■ Request
Copy out every line in which the string "that" occurs.
**** Records provided
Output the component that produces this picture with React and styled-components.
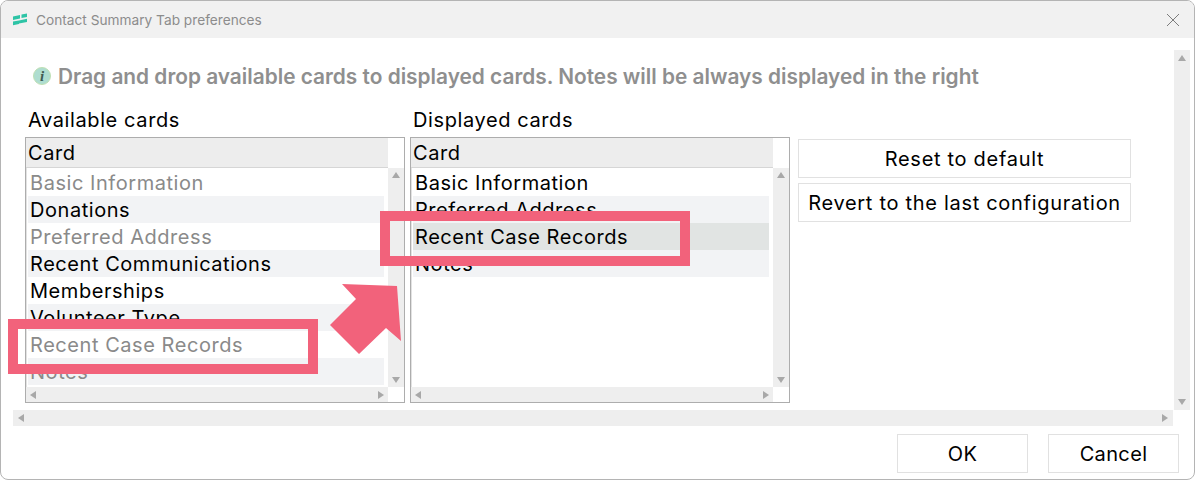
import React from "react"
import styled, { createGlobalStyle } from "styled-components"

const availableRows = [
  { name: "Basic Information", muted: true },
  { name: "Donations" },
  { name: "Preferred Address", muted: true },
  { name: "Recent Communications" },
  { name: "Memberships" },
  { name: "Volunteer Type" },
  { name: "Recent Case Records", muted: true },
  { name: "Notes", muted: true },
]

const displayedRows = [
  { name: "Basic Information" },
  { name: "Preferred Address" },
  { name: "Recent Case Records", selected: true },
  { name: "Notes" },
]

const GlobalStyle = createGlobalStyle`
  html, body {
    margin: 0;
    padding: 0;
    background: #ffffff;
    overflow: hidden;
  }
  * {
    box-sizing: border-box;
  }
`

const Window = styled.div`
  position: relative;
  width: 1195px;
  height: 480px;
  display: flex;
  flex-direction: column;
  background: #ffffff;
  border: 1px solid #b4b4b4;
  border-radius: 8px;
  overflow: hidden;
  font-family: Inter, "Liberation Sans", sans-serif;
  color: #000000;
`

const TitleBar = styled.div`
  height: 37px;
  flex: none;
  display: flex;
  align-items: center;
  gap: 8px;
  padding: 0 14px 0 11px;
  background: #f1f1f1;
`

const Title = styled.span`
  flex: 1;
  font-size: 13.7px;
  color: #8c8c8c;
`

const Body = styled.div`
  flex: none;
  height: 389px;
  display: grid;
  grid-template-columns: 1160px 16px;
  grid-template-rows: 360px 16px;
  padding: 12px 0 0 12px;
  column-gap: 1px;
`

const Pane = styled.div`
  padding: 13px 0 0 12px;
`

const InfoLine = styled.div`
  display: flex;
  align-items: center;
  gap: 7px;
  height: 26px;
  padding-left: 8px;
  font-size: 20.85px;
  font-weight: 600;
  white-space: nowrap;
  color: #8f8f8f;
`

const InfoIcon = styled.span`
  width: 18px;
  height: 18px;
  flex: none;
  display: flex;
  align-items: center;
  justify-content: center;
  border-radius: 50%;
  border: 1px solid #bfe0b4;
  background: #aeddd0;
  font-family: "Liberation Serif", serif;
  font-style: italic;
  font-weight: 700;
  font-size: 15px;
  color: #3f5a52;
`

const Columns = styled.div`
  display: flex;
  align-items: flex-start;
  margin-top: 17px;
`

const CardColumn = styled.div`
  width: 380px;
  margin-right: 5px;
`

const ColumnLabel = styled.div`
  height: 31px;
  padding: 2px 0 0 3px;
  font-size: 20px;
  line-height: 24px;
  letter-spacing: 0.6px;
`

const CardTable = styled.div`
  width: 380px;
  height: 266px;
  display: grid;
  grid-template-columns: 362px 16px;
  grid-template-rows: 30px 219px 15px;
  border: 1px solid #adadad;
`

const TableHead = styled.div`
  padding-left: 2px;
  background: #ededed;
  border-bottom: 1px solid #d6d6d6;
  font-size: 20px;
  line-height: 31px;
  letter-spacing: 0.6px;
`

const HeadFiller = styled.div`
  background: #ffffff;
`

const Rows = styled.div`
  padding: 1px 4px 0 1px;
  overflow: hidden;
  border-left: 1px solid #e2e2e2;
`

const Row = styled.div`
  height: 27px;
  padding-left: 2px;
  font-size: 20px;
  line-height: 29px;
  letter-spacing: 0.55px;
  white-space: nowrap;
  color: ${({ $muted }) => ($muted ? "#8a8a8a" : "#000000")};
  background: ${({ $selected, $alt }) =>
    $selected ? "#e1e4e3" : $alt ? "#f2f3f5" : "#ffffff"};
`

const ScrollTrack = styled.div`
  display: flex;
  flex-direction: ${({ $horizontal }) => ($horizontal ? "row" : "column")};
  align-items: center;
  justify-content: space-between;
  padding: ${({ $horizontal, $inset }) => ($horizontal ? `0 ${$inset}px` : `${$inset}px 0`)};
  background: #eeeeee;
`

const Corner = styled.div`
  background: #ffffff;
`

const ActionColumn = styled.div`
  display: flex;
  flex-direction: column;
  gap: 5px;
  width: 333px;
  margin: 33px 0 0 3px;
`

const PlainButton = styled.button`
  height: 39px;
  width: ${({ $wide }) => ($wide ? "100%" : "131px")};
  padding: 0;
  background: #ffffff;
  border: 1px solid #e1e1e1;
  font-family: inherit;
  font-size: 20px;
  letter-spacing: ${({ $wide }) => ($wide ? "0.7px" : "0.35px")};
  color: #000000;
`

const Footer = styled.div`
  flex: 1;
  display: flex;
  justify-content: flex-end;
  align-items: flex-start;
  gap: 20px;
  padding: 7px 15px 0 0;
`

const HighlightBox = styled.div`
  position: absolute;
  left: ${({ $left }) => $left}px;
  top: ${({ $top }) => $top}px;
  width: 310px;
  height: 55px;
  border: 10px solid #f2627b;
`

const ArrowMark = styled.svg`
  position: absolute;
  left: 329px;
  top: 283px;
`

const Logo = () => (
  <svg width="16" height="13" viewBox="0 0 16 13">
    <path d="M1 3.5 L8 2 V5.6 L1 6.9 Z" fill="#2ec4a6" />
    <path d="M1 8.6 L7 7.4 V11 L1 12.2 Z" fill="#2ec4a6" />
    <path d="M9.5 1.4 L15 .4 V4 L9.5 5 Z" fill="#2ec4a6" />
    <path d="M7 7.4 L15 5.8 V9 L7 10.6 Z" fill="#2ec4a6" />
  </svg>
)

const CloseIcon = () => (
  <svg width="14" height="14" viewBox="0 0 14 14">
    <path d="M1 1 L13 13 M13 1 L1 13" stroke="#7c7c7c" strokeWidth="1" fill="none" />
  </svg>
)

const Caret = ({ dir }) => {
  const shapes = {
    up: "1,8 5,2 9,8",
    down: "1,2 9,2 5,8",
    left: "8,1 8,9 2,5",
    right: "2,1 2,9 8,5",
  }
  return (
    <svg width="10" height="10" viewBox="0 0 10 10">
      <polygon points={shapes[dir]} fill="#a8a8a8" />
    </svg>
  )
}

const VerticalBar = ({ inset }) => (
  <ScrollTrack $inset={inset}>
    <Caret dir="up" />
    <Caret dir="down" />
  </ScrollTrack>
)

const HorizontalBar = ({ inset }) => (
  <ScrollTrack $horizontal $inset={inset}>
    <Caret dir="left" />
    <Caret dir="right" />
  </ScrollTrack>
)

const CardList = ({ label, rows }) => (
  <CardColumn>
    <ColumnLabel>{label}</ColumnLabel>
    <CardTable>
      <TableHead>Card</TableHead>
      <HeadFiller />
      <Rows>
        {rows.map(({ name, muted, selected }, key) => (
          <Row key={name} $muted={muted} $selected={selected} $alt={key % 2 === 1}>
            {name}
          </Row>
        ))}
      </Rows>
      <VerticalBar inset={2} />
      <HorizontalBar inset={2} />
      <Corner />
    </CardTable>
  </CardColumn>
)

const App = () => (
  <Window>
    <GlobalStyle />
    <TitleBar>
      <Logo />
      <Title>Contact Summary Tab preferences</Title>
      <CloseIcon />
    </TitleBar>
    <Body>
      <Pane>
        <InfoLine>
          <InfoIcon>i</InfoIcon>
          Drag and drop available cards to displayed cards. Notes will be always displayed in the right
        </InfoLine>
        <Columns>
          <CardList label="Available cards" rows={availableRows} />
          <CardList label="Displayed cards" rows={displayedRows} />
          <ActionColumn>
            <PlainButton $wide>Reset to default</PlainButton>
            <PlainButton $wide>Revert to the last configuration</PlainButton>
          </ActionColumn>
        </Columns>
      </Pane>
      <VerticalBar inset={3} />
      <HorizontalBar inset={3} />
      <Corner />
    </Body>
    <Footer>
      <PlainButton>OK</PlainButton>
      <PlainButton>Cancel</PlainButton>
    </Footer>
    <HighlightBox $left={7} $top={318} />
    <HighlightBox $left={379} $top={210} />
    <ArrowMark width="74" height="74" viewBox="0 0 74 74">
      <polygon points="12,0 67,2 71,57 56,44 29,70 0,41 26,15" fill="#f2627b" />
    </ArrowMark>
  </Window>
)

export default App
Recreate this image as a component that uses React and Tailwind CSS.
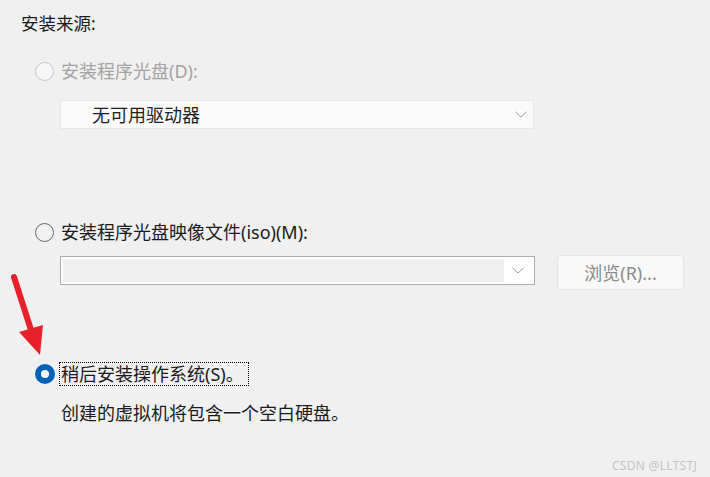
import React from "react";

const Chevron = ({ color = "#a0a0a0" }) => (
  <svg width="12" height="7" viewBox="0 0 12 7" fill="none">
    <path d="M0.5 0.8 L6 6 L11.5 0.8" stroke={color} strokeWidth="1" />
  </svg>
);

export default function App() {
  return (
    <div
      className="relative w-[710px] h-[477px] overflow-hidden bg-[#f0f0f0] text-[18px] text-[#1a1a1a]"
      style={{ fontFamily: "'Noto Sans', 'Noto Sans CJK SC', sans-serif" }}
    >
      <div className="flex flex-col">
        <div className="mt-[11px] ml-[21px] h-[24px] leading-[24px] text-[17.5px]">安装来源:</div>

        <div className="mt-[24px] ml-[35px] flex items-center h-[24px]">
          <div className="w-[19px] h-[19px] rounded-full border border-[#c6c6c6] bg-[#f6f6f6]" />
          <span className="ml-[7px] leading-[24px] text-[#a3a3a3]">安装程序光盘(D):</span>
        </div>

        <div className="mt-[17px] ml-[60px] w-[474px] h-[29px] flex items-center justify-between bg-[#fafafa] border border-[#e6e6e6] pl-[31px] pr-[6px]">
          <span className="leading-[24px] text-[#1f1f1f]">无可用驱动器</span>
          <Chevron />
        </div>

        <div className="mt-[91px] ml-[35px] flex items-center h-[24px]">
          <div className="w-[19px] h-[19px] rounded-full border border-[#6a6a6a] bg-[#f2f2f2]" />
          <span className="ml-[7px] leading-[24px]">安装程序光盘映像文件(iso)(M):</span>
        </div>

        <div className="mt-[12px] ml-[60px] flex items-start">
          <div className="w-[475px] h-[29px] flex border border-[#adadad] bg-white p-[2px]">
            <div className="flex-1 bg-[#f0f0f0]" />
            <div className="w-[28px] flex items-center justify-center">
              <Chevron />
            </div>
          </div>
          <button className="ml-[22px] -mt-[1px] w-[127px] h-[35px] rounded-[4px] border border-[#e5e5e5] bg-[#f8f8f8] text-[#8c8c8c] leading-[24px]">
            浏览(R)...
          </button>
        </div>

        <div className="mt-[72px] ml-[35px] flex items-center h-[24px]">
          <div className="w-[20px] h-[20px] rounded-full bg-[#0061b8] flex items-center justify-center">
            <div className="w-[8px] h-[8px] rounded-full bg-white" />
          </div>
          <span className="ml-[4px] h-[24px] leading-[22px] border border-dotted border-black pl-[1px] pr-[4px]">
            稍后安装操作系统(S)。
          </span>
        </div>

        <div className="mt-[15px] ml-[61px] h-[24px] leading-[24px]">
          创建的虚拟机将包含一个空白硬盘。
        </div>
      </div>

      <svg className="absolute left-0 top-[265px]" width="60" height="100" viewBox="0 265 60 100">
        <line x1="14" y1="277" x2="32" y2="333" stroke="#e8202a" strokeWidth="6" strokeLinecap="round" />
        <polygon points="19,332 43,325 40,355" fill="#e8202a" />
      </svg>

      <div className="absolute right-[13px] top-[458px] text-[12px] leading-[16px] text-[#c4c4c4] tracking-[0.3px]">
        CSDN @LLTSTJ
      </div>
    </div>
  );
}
********
**** Records provided
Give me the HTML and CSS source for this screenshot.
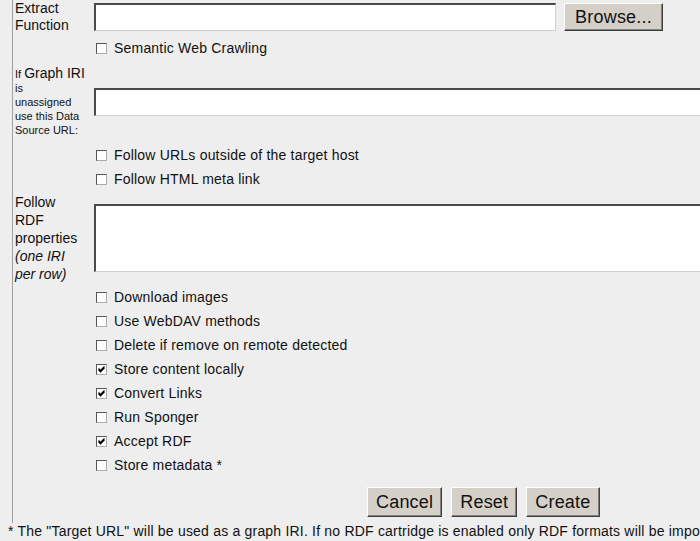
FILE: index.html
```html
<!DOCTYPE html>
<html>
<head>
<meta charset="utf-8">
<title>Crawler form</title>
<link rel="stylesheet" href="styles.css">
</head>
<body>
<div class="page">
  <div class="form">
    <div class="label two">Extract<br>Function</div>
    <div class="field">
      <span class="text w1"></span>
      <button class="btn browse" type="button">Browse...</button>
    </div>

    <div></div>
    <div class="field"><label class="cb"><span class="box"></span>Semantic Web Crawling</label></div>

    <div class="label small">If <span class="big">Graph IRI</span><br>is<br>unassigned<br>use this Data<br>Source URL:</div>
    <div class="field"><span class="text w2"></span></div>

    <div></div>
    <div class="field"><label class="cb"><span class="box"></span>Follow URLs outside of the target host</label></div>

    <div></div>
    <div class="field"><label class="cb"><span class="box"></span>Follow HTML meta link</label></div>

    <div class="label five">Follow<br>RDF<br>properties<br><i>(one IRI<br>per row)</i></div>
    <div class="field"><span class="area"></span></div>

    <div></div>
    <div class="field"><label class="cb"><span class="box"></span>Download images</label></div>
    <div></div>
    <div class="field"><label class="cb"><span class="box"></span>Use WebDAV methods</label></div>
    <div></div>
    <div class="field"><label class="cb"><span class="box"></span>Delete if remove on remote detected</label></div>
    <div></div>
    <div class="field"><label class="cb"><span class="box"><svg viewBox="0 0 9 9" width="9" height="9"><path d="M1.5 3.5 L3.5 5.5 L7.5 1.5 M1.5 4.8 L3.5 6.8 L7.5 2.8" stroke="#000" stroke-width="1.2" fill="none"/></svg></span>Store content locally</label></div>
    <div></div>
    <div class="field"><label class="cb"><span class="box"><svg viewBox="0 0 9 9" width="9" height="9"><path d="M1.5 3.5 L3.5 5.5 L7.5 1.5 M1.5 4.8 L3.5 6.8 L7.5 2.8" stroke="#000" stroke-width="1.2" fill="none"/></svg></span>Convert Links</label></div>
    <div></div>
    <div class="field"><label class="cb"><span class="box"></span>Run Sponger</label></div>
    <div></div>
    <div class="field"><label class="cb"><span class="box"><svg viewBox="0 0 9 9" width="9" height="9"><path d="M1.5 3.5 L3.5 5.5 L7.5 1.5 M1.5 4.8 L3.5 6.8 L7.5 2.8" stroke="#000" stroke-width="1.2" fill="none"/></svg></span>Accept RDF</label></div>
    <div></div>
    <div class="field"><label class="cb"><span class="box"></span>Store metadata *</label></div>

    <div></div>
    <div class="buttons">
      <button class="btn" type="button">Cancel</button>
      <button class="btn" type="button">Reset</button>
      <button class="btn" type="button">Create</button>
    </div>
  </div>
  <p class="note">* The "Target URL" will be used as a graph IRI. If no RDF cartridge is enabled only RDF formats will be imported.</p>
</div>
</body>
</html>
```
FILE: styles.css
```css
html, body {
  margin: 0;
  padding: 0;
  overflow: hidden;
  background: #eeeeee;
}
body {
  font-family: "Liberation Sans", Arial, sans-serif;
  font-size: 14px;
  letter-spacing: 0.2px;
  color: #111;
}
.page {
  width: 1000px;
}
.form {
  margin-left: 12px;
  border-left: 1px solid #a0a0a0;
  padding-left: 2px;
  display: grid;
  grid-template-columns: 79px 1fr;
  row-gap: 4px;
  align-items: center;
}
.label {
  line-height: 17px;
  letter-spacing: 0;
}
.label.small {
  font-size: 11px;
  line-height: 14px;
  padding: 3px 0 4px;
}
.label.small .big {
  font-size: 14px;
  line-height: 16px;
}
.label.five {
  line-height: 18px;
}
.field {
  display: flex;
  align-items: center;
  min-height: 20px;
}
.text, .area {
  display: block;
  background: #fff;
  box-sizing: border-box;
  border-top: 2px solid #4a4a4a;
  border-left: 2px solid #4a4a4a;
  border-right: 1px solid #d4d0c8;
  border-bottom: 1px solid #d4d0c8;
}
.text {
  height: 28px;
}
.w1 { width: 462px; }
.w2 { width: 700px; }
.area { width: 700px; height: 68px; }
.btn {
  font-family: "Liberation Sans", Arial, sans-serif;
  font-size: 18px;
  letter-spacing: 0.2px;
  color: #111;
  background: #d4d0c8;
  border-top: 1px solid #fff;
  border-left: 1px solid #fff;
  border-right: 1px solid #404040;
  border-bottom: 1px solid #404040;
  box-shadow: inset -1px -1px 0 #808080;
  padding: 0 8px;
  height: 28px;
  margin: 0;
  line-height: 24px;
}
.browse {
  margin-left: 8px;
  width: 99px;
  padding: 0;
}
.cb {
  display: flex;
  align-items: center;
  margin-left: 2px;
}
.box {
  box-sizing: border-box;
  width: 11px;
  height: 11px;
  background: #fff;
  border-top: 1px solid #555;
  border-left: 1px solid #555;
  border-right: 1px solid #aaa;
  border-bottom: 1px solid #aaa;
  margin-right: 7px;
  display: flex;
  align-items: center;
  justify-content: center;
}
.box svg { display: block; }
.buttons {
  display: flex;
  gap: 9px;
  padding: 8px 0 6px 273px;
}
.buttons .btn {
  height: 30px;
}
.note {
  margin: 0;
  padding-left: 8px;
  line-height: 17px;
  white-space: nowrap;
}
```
********
■ Solution to this exercise
Output the component that produces this picture with React and styled-components.
Recreate this image as a component that uses React and Tailwind CSS.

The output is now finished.